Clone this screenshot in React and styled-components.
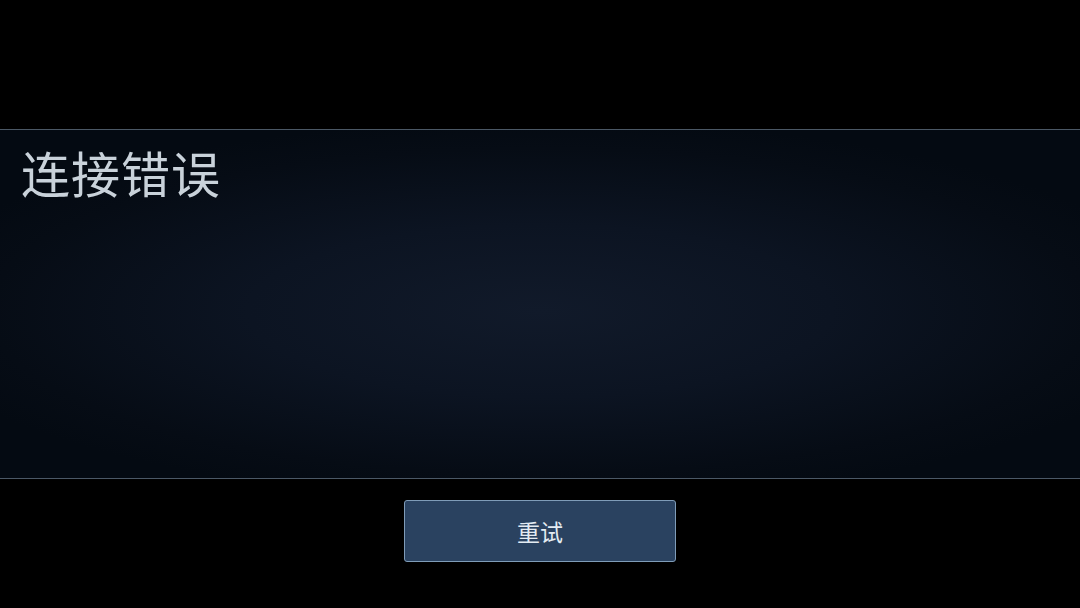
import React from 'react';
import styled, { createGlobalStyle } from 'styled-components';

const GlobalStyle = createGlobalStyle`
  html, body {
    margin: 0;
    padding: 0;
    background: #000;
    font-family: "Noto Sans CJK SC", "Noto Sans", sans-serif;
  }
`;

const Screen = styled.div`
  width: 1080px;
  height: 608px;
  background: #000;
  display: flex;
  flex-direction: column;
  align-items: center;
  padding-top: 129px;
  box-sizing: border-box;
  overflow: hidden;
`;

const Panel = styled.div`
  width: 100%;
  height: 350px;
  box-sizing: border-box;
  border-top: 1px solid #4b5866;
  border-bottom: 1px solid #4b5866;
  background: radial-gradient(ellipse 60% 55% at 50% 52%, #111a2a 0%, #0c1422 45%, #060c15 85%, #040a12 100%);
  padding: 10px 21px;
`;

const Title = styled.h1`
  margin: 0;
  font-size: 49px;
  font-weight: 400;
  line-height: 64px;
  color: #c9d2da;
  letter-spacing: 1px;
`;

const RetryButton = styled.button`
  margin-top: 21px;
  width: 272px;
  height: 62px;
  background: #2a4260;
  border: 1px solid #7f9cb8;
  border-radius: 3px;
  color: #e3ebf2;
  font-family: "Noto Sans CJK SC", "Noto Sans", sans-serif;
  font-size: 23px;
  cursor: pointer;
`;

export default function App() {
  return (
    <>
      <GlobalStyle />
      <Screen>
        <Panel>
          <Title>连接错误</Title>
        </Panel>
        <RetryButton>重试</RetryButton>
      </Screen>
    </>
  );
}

::::

● **Goal**
Leave out the pictures and retype every line above exactly.

● **Correct result**
Clone this screenshot in React and styled-components.
import React from 'react';
import styled, { createGlobalStyle } from 'styled-components';

const GlobalStyle = createGlobalStyle`
  html, body {
    margin: 0;
    padding: 0;
    background: #000;
    font-family: "Noto Sans CJK SC", "Noto Sans", sans-serif;
  }
`;

const Screen = styled.div`
  width: 1080px;
  height: 608px;
  background: #000;
  display: flex;
  flex-direction: column;
  align-items: center;
  padding-top: 129px;
  box-sizing: border-box;
  overflow: hidden;
`;

const Panel = styled.div`
  width: 100%;
  height: 350px;
  box-sizing: border-box;
  border-top: 1px solid #4b5866;
  border-bottom: 1px solid #4b5866;
  background: radial-gradient(ellipse 60% 55% at 50% 52%, #111a2a 0%, #0c1422 45%, #060c15 85%, #040a12 100%);
  padding: 10px 21px;
`;

const Title = styled.h1`
  margin: 0;
  font-size: 49px;
  font-weight: 400;
  line-height: 64px;
  color: #c9d2da;
  letter-spacing: 1px;
`;

const RetryButton = styled.button`
  margin-top: 21px;
  width: 272px;
  height: 62px;
  background: #2a4260;
  border: 1px solid #7f9cb8;
  border-radius: 3px;
  color: #e3ebf2;
  font-family: "Noto Sans CJK SC", "Noto Sans", sans-serif;
  font-size: 23px;
  cursor: pointer;
`;

export default function App() {
  return (
    <>
      <GlobalStyle />
      <Screen>
        <Panel>
          <Title>连接错误</Title>
        </Panel>
        <RetryButton>重试</RetryButton>
      </Screen>
    </>
  );
}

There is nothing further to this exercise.